For a server that can tolerate downtime, is it better to use a hot spare or a cold spare?
In other words, should I leave a spare disk on the shelf or set it up as a hot spare?
If the server has a little bit of downtime, it isn't the end of the world. It's not a webserver or anything that needs to serve stuff up 24/7. Are there any downsides (drive life/wear, etc) to keeping the extra hard drive set up as a hot spare or is it better to leave it packaged on a shelf somewhere if I don't require the immediate recovery time of a hotspare?
You can't test a cold spare for functionality; for all you know, that drive on the shelf doesn't work. Unless you're at capacity in your enclosure, use it as a hot spare.
It also means that you get back to full redundancy in the array without you having to go in; useful for holiday weekends etc.
When you say "a little bit of downtime" does that mean you can afford to just rebuild the server or recover from backup if you lose the RAID array itself that the hot spare would be assigned to if multiple drives fail?
Is the server and drives under a replacement warranty? What kind? (24x7x4 or 9x5xNBD or what?)
I'd choose it based on the following:
- You can restore from backup OR are willing to assume the risk of multiple drive failures AND you have a decent hardware warranty active = NO hot spare and NO cold spare at all (just replace the bad drive with the warranty service)

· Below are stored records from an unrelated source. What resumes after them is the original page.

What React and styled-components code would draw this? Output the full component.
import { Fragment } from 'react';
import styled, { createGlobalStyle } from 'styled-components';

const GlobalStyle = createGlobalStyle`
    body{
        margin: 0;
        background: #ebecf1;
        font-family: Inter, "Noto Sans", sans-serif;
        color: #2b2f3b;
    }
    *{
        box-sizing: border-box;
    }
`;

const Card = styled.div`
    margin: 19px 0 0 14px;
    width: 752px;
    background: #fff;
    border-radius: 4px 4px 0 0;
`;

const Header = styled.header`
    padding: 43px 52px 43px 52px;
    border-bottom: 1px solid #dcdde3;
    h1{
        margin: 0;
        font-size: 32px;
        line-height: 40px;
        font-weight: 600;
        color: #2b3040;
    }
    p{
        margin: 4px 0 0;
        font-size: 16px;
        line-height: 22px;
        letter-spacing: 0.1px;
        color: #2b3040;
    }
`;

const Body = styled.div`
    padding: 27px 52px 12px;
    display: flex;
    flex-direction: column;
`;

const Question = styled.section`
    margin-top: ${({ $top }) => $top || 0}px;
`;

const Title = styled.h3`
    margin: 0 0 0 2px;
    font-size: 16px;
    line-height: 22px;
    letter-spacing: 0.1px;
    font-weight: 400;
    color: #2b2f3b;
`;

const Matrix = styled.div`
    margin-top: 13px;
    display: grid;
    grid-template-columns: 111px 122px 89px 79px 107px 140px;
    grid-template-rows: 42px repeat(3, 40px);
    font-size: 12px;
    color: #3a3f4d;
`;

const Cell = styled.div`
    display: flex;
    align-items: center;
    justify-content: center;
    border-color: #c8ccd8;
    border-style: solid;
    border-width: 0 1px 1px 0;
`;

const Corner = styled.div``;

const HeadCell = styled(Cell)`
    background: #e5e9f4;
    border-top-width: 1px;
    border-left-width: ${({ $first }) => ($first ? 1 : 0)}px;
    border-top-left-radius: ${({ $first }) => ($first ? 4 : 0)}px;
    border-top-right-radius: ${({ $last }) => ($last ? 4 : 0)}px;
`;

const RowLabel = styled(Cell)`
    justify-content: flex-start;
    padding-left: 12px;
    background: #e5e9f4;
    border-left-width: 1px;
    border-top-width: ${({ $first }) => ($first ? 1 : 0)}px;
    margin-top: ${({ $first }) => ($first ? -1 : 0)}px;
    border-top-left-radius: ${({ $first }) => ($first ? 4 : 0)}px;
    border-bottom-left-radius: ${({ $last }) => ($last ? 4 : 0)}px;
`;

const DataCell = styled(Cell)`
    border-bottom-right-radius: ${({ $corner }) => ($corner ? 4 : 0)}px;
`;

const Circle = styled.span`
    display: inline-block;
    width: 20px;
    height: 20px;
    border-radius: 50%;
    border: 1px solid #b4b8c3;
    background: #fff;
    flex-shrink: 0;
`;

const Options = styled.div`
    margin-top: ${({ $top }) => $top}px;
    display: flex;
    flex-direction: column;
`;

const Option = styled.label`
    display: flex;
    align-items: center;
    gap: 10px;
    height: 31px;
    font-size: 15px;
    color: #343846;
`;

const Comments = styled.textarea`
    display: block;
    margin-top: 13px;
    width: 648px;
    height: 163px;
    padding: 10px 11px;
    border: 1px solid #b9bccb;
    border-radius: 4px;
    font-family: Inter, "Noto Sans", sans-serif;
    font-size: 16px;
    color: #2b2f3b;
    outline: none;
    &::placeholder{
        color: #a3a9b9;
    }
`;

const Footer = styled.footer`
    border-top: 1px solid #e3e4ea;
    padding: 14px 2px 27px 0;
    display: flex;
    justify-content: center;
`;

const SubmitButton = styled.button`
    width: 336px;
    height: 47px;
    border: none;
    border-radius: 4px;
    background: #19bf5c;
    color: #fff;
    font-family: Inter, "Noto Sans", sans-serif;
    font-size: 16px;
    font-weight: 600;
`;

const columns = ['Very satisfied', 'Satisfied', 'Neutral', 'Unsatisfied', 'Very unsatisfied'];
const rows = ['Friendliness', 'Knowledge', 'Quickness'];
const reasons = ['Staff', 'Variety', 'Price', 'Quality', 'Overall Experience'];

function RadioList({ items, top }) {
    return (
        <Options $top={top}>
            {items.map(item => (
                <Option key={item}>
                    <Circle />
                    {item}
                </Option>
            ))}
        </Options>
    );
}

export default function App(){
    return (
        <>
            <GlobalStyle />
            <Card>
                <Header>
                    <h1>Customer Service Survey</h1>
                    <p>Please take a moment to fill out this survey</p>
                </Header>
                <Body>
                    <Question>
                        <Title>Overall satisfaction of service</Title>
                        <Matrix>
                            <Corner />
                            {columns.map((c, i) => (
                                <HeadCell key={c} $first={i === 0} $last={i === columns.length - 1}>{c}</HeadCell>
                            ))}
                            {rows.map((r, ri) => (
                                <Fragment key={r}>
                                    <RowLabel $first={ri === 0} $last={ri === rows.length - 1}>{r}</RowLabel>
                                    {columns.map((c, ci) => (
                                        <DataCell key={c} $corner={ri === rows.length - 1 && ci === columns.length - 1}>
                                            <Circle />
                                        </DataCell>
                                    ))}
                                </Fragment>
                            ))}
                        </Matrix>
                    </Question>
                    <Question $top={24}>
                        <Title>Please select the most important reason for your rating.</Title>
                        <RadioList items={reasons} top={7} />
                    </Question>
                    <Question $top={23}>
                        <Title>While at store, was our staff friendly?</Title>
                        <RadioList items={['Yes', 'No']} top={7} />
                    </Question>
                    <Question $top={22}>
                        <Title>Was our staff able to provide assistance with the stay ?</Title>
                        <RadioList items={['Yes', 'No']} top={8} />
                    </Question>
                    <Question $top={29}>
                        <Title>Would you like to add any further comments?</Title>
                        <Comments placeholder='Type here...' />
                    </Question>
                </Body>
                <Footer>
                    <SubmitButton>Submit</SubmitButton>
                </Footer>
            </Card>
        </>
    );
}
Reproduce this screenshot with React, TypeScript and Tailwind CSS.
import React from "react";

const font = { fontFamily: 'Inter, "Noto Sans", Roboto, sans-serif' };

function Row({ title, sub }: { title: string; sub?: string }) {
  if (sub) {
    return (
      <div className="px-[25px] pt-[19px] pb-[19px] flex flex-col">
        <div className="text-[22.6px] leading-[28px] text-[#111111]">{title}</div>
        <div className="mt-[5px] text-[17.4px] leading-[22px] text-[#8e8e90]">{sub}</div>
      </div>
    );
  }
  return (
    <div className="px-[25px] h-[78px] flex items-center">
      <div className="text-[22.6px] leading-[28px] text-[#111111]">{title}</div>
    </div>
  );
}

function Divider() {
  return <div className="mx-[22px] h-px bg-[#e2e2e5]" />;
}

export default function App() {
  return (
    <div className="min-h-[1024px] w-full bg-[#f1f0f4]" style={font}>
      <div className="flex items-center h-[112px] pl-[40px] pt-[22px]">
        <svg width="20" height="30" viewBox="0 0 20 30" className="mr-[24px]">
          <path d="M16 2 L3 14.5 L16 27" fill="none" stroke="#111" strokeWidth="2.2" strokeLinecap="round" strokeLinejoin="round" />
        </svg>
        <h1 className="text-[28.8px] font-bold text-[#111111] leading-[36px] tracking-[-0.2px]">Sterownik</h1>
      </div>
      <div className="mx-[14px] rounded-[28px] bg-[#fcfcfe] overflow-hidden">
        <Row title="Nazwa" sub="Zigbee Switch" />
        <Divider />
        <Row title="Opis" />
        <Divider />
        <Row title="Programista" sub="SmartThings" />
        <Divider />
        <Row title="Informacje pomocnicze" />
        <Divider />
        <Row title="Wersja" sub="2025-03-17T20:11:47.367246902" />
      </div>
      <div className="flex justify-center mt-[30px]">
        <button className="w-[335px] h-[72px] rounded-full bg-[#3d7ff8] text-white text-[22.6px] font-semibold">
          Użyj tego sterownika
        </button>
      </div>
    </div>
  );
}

- COLD spare = I would use this option IF you have multiple servers using the same drive type and you want to save money by only having a single cold spare drive on the shelf in case any of those servers have a bad HDD.

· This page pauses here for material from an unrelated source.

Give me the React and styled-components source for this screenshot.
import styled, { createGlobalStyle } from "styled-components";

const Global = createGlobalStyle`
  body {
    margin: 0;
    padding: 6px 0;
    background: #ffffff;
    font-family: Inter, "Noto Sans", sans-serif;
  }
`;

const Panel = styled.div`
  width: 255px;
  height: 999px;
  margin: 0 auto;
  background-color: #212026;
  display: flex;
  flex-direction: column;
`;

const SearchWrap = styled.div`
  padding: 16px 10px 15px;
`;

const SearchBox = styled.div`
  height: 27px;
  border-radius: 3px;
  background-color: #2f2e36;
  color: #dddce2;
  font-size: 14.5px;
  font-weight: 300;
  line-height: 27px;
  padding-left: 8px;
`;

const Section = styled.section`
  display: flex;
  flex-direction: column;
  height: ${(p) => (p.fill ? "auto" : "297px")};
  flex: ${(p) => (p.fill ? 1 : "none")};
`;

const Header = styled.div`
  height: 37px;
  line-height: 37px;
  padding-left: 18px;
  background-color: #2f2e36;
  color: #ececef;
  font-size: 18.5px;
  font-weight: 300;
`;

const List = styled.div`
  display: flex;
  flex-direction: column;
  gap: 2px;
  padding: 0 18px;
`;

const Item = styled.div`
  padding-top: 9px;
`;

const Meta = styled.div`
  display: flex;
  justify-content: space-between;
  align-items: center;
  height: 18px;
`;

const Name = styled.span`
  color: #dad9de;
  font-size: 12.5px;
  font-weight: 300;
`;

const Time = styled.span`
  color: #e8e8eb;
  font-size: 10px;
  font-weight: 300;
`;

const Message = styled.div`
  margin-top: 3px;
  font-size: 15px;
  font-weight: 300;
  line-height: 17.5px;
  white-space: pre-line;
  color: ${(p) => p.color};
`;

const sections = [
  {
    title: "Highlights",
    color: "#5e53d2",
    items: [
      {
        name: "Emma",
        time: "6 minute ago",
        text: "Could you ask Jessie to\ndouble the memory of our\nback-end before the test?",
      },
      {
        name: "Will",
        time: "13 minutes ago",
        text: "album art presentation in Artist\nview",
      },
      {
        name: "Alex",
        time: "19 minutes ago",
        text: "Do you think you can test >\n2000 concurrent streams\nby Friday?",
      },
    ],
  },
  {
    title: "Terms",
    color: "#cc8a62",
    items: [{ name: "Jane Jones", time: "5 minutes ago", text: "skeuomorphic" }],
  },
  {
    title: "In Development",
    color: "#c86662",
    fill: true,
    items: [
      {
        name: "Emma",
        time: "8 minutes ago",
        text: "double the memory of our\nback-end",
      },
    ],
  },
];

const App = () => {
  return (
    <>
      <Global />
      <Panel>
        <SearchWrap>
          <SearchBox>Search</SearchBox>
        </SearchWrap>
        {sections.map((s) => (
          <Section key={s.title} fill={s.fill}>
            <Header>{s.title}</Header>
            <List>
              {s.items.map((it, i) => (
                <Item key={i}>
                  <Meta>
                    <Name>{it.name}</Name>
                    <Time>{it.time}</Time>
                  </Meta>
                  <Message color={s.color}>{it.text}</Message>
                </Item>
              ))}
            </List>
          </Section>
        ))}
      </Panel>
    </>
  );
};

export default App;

- HOT spare = I would use this option IF the server is critical and you can't afford having to restore from backup OR don't want the risk associated with multiple drive failures OR you aren't diligent or have decent notification alerts to know that a drive went bad (nothing worse than a drive going bad on Monday and you don't know about it for 2 weeks when you decide to go back into the data center).

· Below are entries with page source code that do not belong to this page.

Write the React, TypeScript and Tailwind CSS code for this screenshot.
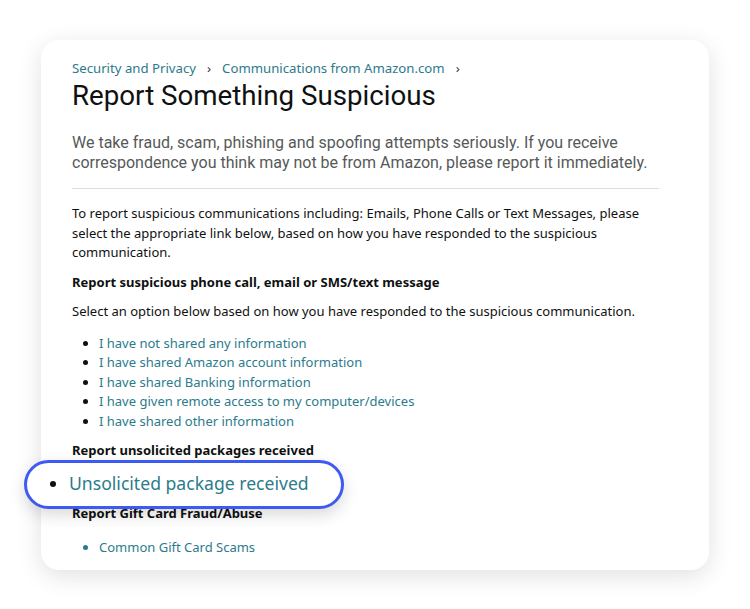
export default function App() {
  const links = [
    "I have not shared any information",
    "I have shared Amazon account information",
    "I have shared Banking information",
    "I have given remote access to my computer/devices",
    "I have shared other information",
  ];

  return (
    <div className="min-h-screen bg-white px-[41px] pt-[40px] font-['Noto_Sans',sans-serif] text-[#0f1111]">
      <div className="rounded-[18px] bg-white pl-[31px] pr-[50px] pt-[18px] pb-[12px] shadow-[0_6px_24px_rgba(0,0,0,0.12)]">
        <div className="flex items-center gap-[11px] text-[13.2px] leading-[20px] text-[#2b7b8c]">
          <span>Security and Privacy</span>
          <span className="text-[#333]">›</span>
          <span>Communications from Amazon.com</span>
          <span className="text-[#333]">›</span>
        </div>
        <h1 className="mt-[1px] font-['Roboto',sans-serif] text-[27.7px] leading-[34px] text-[#0f1111]">
          Report Something Suspicious
        </h1>

        <p className="mt-[20px] font-['Roboto',sans-serif] text-[16px] leading-[20px] text-[#565959]">
          We take fraud, scam, phishing and spoofing attempts seriously. If you receive correspondence you think may not
          be from Amazon, please report it immediately.
        </p>

        <div className="mt-[15px] h-px bg-[#dddddd]" />

        <div className="mt-[15px] text-[13px] leading-[19.5px]">
          <p>
            To report suspicious communications including: Emails, Phone Calls or Text Messages, please select the
            appropriate link below, based on how you have responded to the suspicious communication.
          </p>
          <p className="mt-[10px] font-bold">Report suspicious phone call, email or SMS/text message</p>
          <p className="mt-[10px]">Select an option below based on how you have responded to the suspicious communication.</p>

          <ul className="mt-[12px] list-disc pl-[27px] marker:text-[#0f1111]">
            {links.map((l) => (
              <li key={l} className="text-[#2b7b8c]">
                {l}
              </li>
            ))}
          </ul>

          <p className="mt-[10px] font-bold">Report unsolicited packages received</p>

          <div className="relative z-10 -ml-[48px] mt-[-1px] flex h-[49px] w-[320px] items-center rounded-full border-[3px] border-[#3d5af1] bg-white pl-[23px] shadow-[0_6px_16px_rgba(0,0,0,0.15)]">
            <span className="mr-[13px] h-[6px] w-[6px] rounded-full bg-[#0f1111]" />
            <span className="text-[17.6px] text-[#2b7b8c]">Unsolicited package received</span>
          </div>

          <p className="mt-[-5px] font-bold">Report Gift Card Fraud/Abuse</p>

          <ul className="mt-[15px] list-disc pl-[27px]">
            <li className="text-[#2b7b8c]">Common Gift Card Scams</li>
          </ul>
        </div>
      </div>
    </div>
  );
}
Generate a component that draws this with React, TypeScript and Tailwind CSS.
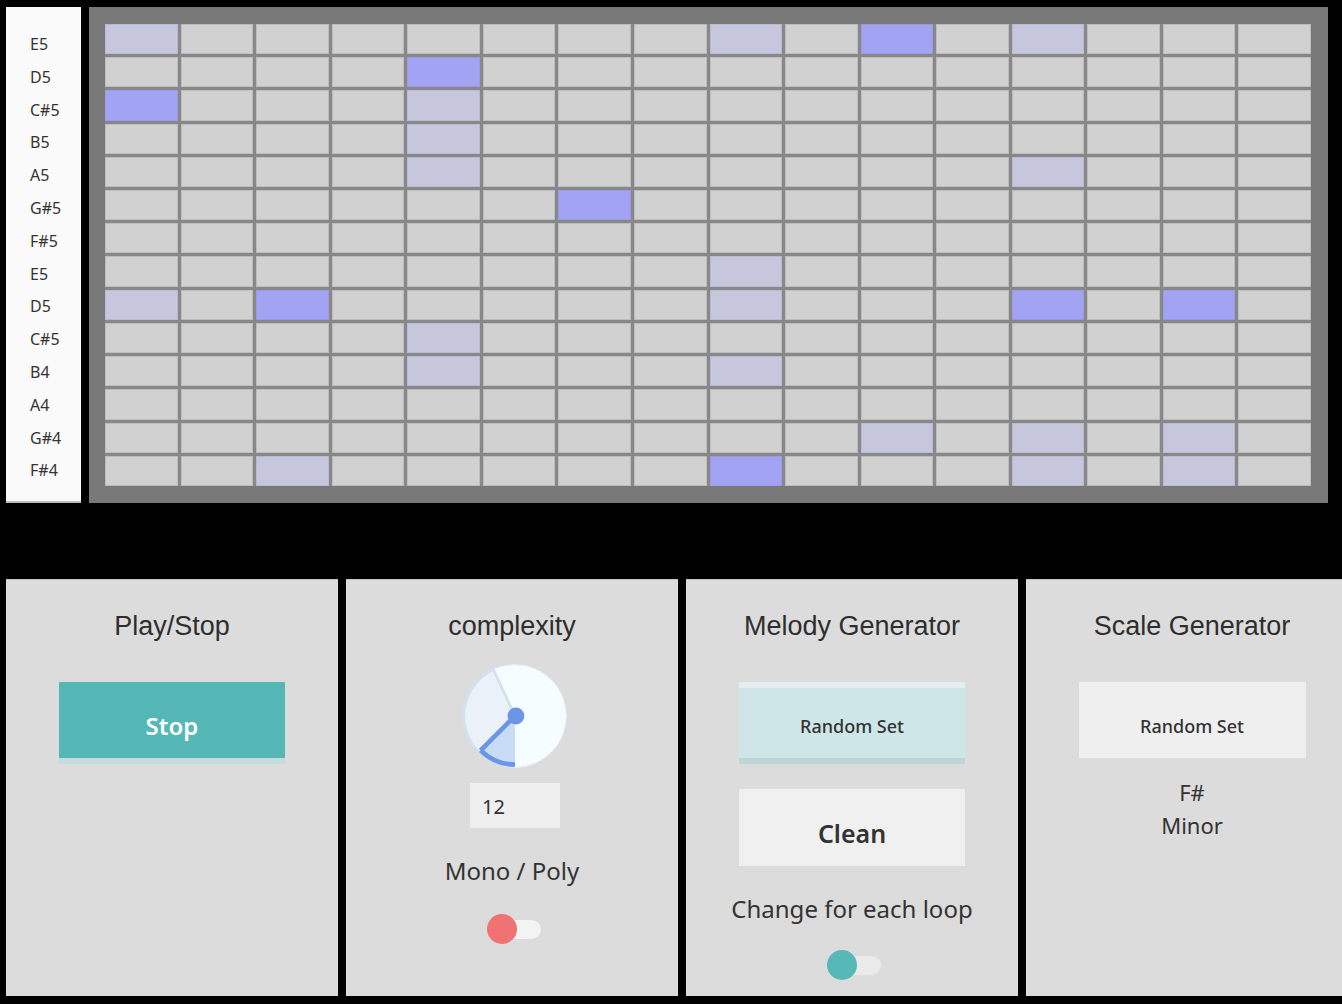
import React from "react";

const labels = ["E5", "D5", "C#5", "B5", "A5", "G#5", "F#5", "E5", "D5", "C#5", "B4", "A4", "G#4", "F#4"];

// 2 = bright, 1 = faded
const active: Record<string, number> = {
  "0-10": 2, "1-4": 2, "2-0": 2, "5-6": 2, "8-2": 2, "8-12": 2, "8-14": 2, "13-8": 2,
  "0-0": 1, "0-8": 1, "0-12": 1, "2-4": 1, "3-4": 1, "4-4": 1, "4-12": 1, "7-8": 1,
  "8-0": 1, "8-8": 1, "9-4": 1, "10-4": 1, "10-8": 1, "12-10": 1, "12-12": 1, "12-14": 1,
  "13-2": 1, "13-12": 1, "13-14": 1,
};

const sans = "font-['Noto_Sans','Open_Sans',sans-serif]";
const arial = "font-['Liberation_Sans',Arial,sans-serif]";

function Cell({ r, c }: { r: number; c: number }) {
  const v = active[`${r}-${c}`] ?? 0;
  const cls =
    v === 2
      ? "bg-[#a3a3f3] border-[#9a9ae6]"
      : v === 1
      ? "bg-[#c6c6dd] border-[#b9b9d6]"
      : "bg-[#d1d1d1] border-[#bdbdbd]";
  return <div className={`border ${cls}`} />;
}

function Dial() {
  return (
    <svg width="112" height="112" viewBox="0 0 120 120">
      <circle cx="60" cy="60" r="55" fill="#f4fdff" stroke="#e6eef4" strokeWidth="1" />
      <path d="M60,60 L21.1,98.9 A55,55 0 0 1 36.8,10.2 Z" fill="#eaf1f8" stroke="#d3e0ee" strokeWidth="3" />
      <path d="M60,60 L60,115 A55,55 0 0 1 21.1,98.9 Z" fill="#c8dcf5" />
      <path d="M60,112 A52,52 0 0 1 23.2,96.8" fill="none" stroke="#6b96e6" strokeWidth="5" />
      <line x1="60" y1="60" x2="23.2" y2="96.8" stroke="#6b96e6" strokeWidth="5" />
      <circle cx="61" cy="60" r="9" fill="#6b96e6" />
    </svg>
  );
}

function Toggle({ knob, track }: { knob: string; track: string }) {
  return (
    <div className="relative w-[56px] h-[30px]">
      <div className={`absolute left-[14px] top-[6px] w-[40px] h-[19px] rounded-full ${track}`} />
      <div className={`absolute left-0 top-0 w-[30px] h-[30px] rounded-full ${knob}`} />
    </div>
  );
}

function Panel({ title, children }: { title: string; children?: React.ReactNode }) {
  return (
    <div className="w-[332px] h-[417px] shrink-0 bg-[#dcdcdc] border-t border-[#c4c4c4] flex flex-col items-center pt-[31px]">
      <div className={`${arial} text-[27px] leading-[30px] text-[#2e2e2e]`}>{title}</div>
      {children}
    </div>
  );
}

export default function App() {
  return (
    <div className="w-[1342px] h-[1004px] bg-black overflow-hidden">
      <div className="flex gap-[8px] pt-[7px] pl-[6px]">
        <div className="w-[75px] h-[496px] bg-[#fafafa] border-b-2 border-[#bdbdbd] flex flex-col pt-[21px] pl-[24px]">
          {labels.map((l, i) => (
            <div key={i} className={`${sans} text-[16px] leading-[32.8px] h-[32.8px] text-[#333] flex items-center`}>
              {l}
            </div>
          ))}
        </div>
        <div className="w-[1239px] h-[496px] bg-[#787878] pt-[17px] pl-[16px]">
          <div className="w-[1206px] h-[462px] grid grid-cols-[repeat(16,1fr)] grid-rows-[repeat(14,1fr)] gap-x-[3px] gap-y-[3px] bg-[#888888]">
            {labels.map((_, r) =>
              Array.from({ length: 16 }).map((__, c) => <Cell key={`${r}-${c}`} r={r} c={c} />)
            )}
          </div>
        </div>
      </div>

      <div className="flex gap-[8px] pl-[6px] mt-[76px]">
        <Panel title="Play/Stop">
          <div className="mt-[41px] w-[226px] h-[82px] flex flex-col">
            <div className="h-[76px] bg-[#56b8b6] flex items-center justify-center pt-[12px]">
              <span className={`${sans} text-[24px] font-semibold text-white`}>Stop</span>
            </div>
            <div className="h-[6px] bg-[#c4dcdc]" />
          </div>
        </Panel>

        <Panel title="complexity">
          <div className="mt-[19px] ml-[6px]">
            <Dial />
          </div>
          <div className="mt-[11px] ml-[6px] w-[90px] h-[45px] bg-[#efefef] flex items-center pl-[12px] pt-[2px]">
            <span className={`${sans} text-[20px] text-[#333]`}>12</span>
          </div>
          <div className={`${sans} mt-[27px] text-[24px] leading-[32px] text-[#333]`}>Mono / Poly</div>
          <div className="mt-[27px] ml-[6px]">
            <Toggle knob="bg-[#f07272]" track="bg-[#f3f3f3]" />
          </div>
        </Panel>

        <Panel title="Melody Generator">
          <div className="mt-[41px] w-[226px] h-[82px] flex flex-col">
            <div className="h-[6px] bg-[#e4eeee]" />
            <div className="h-[70px] bg-[#cfe6e8] flex items-center justify-center pt-[6px]">
              <span className={`${sans} text-[18px] font-medium text-[#333]`}>Random Set</span>
            </div>
            <div className="h-[6px] bg-[#bcd6d8]" />
          </div>
          <div className="mt-[25px] w-[226px] h-[77px] bg-[#f0f0f0] flex items-center justify-center pt-[12px]">
            <span className={`${sans} text-[25px] font-semibold text-[#333]`}>Clean</span>
          </div>
          <div className={`${sans} mt-[27px] text-[24px] leading-[32px] text-[#333]`}>Change for each loop</div>
          <div className="mt-[25px] ml-[6px]">
            <Toggle knob="bg-[#57b9b7]" track="bg-[#eaeaea]" />
          </div>
        </Panel>

        <Panel title="Scale Generator">
          <div className="mt-[41px] w-[227px] h-[76px] bg-[#efefef] flex items-center justify-center pt-[12px]">
            <span className={`${sans} text-[18px] font-medium text-[#333]`}>Random Set</span>
          </div>
          <div className={`${sans} mt-[18px] text-[22px] leading-[33px] text-[#333] text-center`}>
            F#
            <br />
            Minor
          </div>
        </Panel>
      </div>
    </div>
  );
}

Hotspare has it´s own dangers, as it leads to an automatic rebuild.
With the size of arrays in the TBs, and the amount of stale data, there is a numerical chance the array finds another defect during automatic rebuild. This is aggravated by the long duration of rebuilds. 20hr rebuild? Thats a long time to wait before you can do the Right Thing (TM).
Therefore, it is better not to have automatic rebuild. In case of a drive failure, you want to verify the backup, and the failover mechanisms before you initiate the rebuild.
To reduce the chance of breakdown because of a drive failure in the time before the rebuild, you need an array that can handle 2 drive failures: Raid 6 or Raid 10.
Consider if the cost of both may be justified. Having a hot spare ready to cut over ensures rapid recovery, and having a cold spare on top of that ready to go can ensure a rapid return to redundancy.